Effects of flour types on quality for fried tilapia meat coated with batter

  • 摘要: 面粉类型对裹糊鱼块深度油炸品质的影响至关重要。以不同筋性面粉基为主要原料,分析其制备裹糊的物理性状、裹糊能力,以及油炸裹糊鱼块的感官、质构、色泽和油脂渗透情况。结果表明高、中筋粉裹糊具备较高的黏度,该性能赋予裹糊极强的裹糊能力和油炸膨胀率,使裹糊产品感官更饱满,油炸后中、高筋粉咀嚼性更突出。应力-形变曲线显示中筋粉在受压过程中呈现22处明显断裂峰,且继首个断裂锋后,应力值呈锯齿状上升状态。苏丹红染色实验显示中筋粉裹糊在油炸过程中形成均匀的凝胶层结构。研究表明中筋粉酥脆特点较突出,有效地抑制了水分的蒸发和油脂的渗透,在一定程度上起到控油作用,而高筋粉则赋予产品明显的硬度特质。

     

    Abstract: Flour types are crucial to the quality of deep fried tilapia meat coated with batter.
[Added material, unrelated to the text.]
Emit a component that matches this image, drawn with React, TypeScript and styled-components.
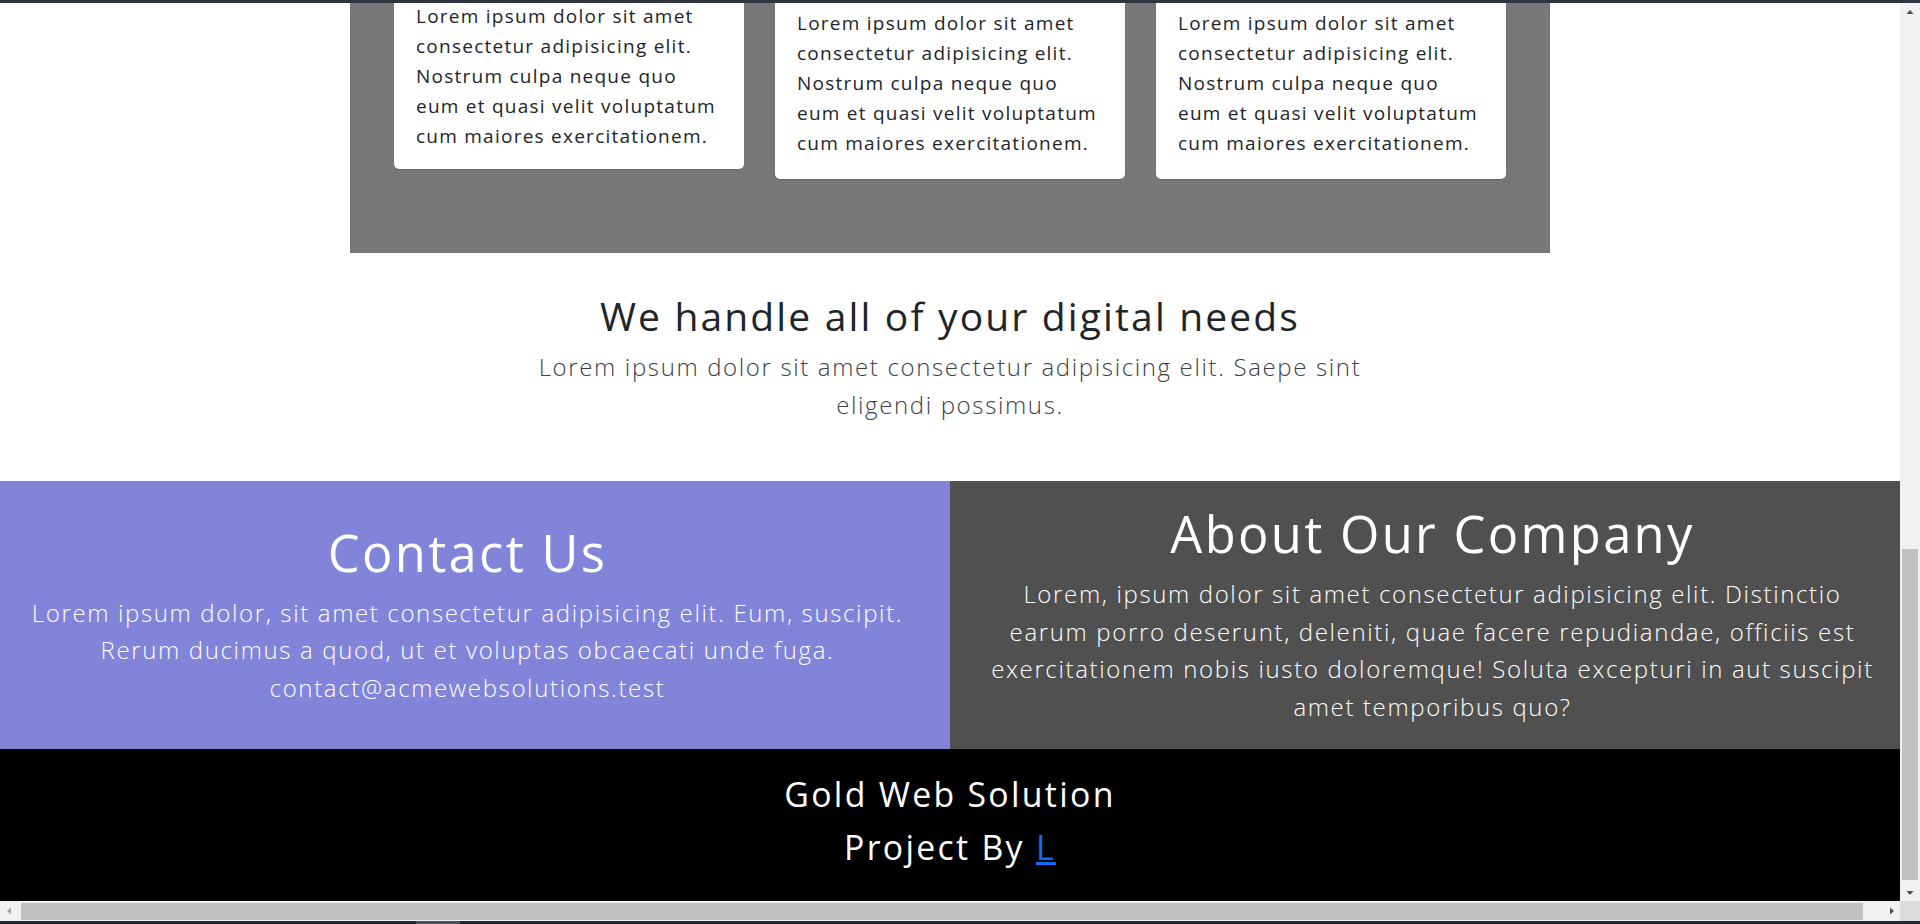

We used different gluten flour bases as the main raw materials to prepare coated batter so as to analyze the physical properties, coating ability, sensory, texture, color, and oil penetration of the fish pieces coated with batter after frying. The results show that flour coating batter with high and medium gluten had higher viscosity, endows the batter with strong coating ability and high swelling rate, as well as sensory of well-stacked and excellent chewiness. The stress-strain curve proves that there were 22 obvious fracture peaks during the compression process for medium gluten powder group. After the first fracture peak, the stress value showed a zigzag shaped upward. Sudan red dyeing experiment shows that the batter layer had uniform structure for medium gluten powder group, which effectively inhibited the evaporation of water in meat and the penetration of oil. The results indicate that medium gluten flour's brittleness effectively suppresses the evaporation of water and the penetration of oil, and plays a role in oil control to a certain extent, while high gluten flour endows the product with obvious hardness characteristics.